Mon père a préparé des asperges, et j’ai plaisir à en manger, d’autant qu’il sait bien les choisir. Les plats, ensuite, sortent tout uniment du congélateur.
Je raconte comment Valérie et Denis m’approvisionnent en gâteaux.
Comme d’habitude, mon père a mal calculé les temps de cuisson, et nous patientons une vingtaine de minutes entre l’entrée et le plat principal.
Ma sœur, à la faveur de cette pause, me montre une photographie de son nouveau petit-fils, un drôle de corps avec une grosse tête que déforme encore la contre-plongée du cliché pris par un téléphone portable trop proche de son sujet, puis de l’autre petit-fils de son autre fille, un bambin tout nu au moment de la toilette, image que semble affectionner de prendre les familles — et qui fait rire ensuite aux dépens de celui-là même qui n’a rien demandé (je trône ainsi dans une cuvette à l’âge d’un an ou dix-huit mois). Comme je n’ai pas mes lunettes, pour ne pas passer pour le rustre que la crevette indiffère (en vérité je trouve le petit-neveu plutôt sympathique, à ce que j’en vois), je demande poliment qu’on m’envoie les deux clichés ; mais ma sœur dit ne pas savoir comment faire, et je n’aurais garde d’insister.
Beaucoup de considérations concernent l’actualité, ou le peu de prospective que l’on nous concède. Il est beaucoup question de nécessités capillaires et de la ruée chez les coiffeurs qui s’annonce dès un retour à la normale. On parle aussi de masques, de la distribution qui en est prévue par le maire indigène.
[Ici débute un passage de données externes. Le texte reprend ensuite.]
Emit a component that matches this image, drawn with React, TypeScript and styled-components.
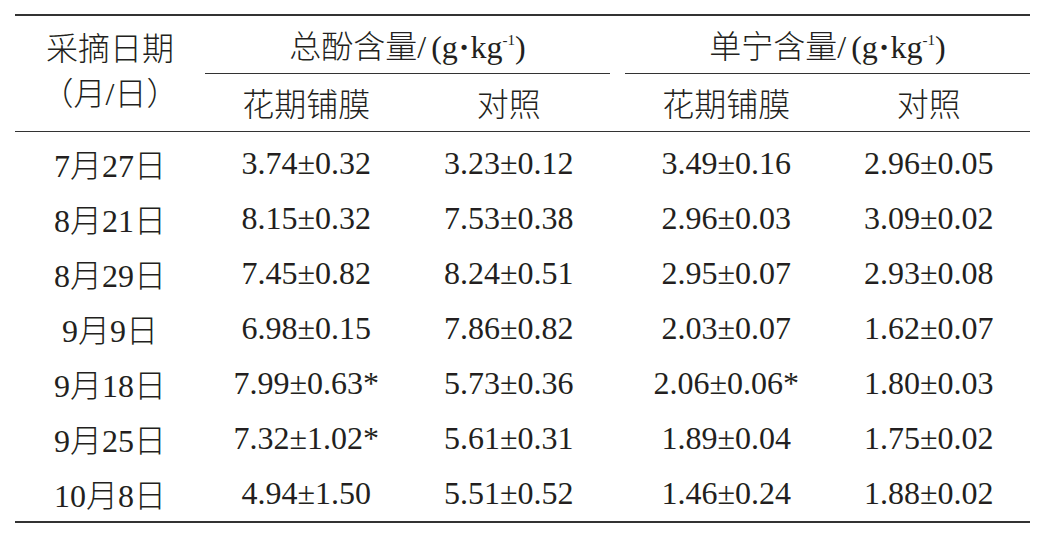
import styled, { createGlobalStyle } from "styled-components";

const GlobalStyle = createGlobalStyle`
  html, body {
    margin: 0;
    padding: 0;
    background: #ffffff;
  }
  body {
    font-family: "Liberation Serif", "Noto Sans CJK SC", serif;
    font-weight: 300;
    color: #231f20;
  }
`;

type Row = { date: string; values: string[] };

const rows: Row[] = [
  { date: "7月27日", values: ["3.74±0.32", "3.23±0.12", "3.49±0.16", "2.96±0.05"] },
  { date: "8月21日", values: ["8.15±0.32", "7.53±0.38", "2.96±0.03", "3.09±0.02"] },
  { date: "8月29日", values: ["7.45±0.82", "8.24±0.51", "2.95±0.07", "2.93±0.08"] },
  { date: "9月9日", values: ["6.98±0.15", "7.86±0.82", "2.03±0.07", "1.62±0.07"] },
  { date: "9月18日", values: ["7.99±0.63*", "5.73±0.36", "2.06±0.06*", "1.80±0.03"] },
  { date: "9月25日", values: ["7.32±1.02*", "5.61±0.31", "1.89±0.04", "1.75±0.02"] },
  { date: "10月8日", values: ["4.94±1.50", "5.51±0.52", "1.46±0.24", "1.88±0.02"] },
];

function App() {
  return (
    <>
      <GlobalStyle />
      <Page>
        <Table>
          <Head>
            <DateHead>
              <span>采摘日期</span>
              <span>（月/日）</span>
            </DateHead>
            <GroupHead $col={2}>
              <span>
                总酚含量/<Paren>(</Paren>g<Dot>·</Dot>kg<Sup>-1</Sup>)
              </span>
            </GroupHead>
            <GroupHead $col={5}>
              <span>
                单宁含量/<Paren>(</Paren>g<Dot>·</Dot>kg<Sup>-1</Sup>)
              </span>
            </GroupHead>
            <SubHead $col={2}>花期铺膜</SubHead>
            <SubHead $col={3}>对照</SubHead>
            <SubHead $col={5}>花期铺膜</SubHead>
            <SubHead $col={6}>对照</SubHead>
          </Head>
          <Body>
            {rows.map((r) => (
              <BodyRow key={r.date}>
                <Cell $col={1}>{r.date}</Cell>
                <Cell $col={2}>{r.values[0]}</Cell>
                <Cell $col={3}>{r.values[1]}</Cell>
                <Cell $col={5}>{r.values[2]}</Cell>
                <Cell $col={6}>{r.values[3]}</Cell>
              </BodyRow>
            ))}
          </Body>
        </Table>
      </Page>
    </>
  );
}

const columns = "190px 202.5px 202.5px 15px 202.5px 202.5px";

const Page = styled.div`
  padding: 14px 12px 14px 15px;
`;

const Table = styled.div`
  width: 1015px;
  border-top: 2px solid #333333;
  border-bottom: 2px solid #333333;
  font-size: 32px;
`;

const Head = styled.div`
  display: grid;
  grid-template-columns: ${columns};
  grid-template-rows: 58px 56.5px;
  border-bottom: 1.5px solid #333333;
`;

const DateHead = styled.div`
  grid-column: 1;
  grid-row: 1 / span 2;
  display: flex;
  flex-direction: column;
  align-items: center;
  justify-content: center;
  line-height: 45px;
  padding-bottom: 2px;
`;

const GroupHead = styled.div<{ $col: number }>`
  grid-column: ${(p) => p.$col} / span 2;
  grid-row: 1;
  display: flex;
  align-items: center;
  justify-content: center;
  border-bottom: 1.5px solid #333333;
  padding-bottom: 2px;
  white-space: nowrap;
`;

const Paren = styled.span`
  margin-left: 5px;
`;

const Dot = styled.span`
  font-weight: 700;
  margin: 0 1px;
`;

const SubHead = styled.div<{ $col: number }>`
  grid-column: ${(p) => p.$col};
  grid-row: 2;
  display: flex;
  align-items: center;
  justify-content: center;
`;

const Sup = styled.sup`
  font-size: 15px;
  vertical-align: 13px;
  line-height: 0;
`;

const Body = styled.div`
  padding: 4px 0 0;
`;

const BodyRow = styled.div`
  display: grid;
  grid-template-columns: ${columns};
  height: 55px;
`;

const Cell = styled.div<{ $col: number }>`
  grid-column: ${(p) => p.$col};
  display: flex;
  align-items: center;
  justify-content: center;
  white-space: nowrap;
`;

export default App;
Mon père endosse tour à tour le rôle du collapsologue et du pince-sans-rire ; ma sœur, celui du boute-en-train ; et moi, je tâche de leur donner la réplique selon un numéro qu’ont rôdé (ou corrodé les années) — je ne sais plus bien quoi dire ni quoi en penser…
— En vérité, je suis content, plus que je ne saurais leur dire, d’être là.
Je raconte la visite de FG, le seul être humain en chair et en os (et un peu mieux que cela) depuis le 15 mars que j’ai vu et avec lequel j’ai pu discuter, et pourrai ainsi renchérir plus tard avoir été heureux d’avoir vu trois êtres humains au visage découvert trois fois plus longtemps.
Après-midi
Naturellement, au dessert, mon père nous fait part des dispositions qu’il a prises pour les mauvais jours qui s’annoncent.
Comme la fois dernière, l’exposé s’allonge et s’enlise — et, lorsqu’il s’enlise trop, je complète et j’abrège. Et, comme d’habitude, l’exposé passe par-dessus mes oreilles distraites, tandis que ma sœur est autrement attentive et paraît comprendre et mieux et vite les enjeux.
Presque quatre heures ont passé sans qu’on s’en rende bien compte.
Je prends congé. Ma mère d’ailleurs me congédie à sa façon, abrupte et maladroite : elle veut faire une sieste et le dit avec ses pauvres mots, en me pressant de m’en aller.
Autrefois, c’eût été le contraire, il aurait fallu multiplier les amorces de sorties avant de pouvoir dire adieu. Je m’en amuse toutefois plutôt que je ne m’en attriste.
Je me demande toutefois aussi quand nous nous reverrons. Car je ne serais pas autrement surpris d’apprendre que mon père, toujours pessimiste mais toujours sagace, a peut-être anticipé une nouvelle vague de contaminations après le 11 mai — auquel cas il aurait pu choisir de nous réunir en pensant ne pouvoir plus le faire avant longtemps au-delà de cette date…
— Et j’y songe : contrairement à d’autres dimanches ou jours fériés, il me manque fort de ne pouvoir retrouver T.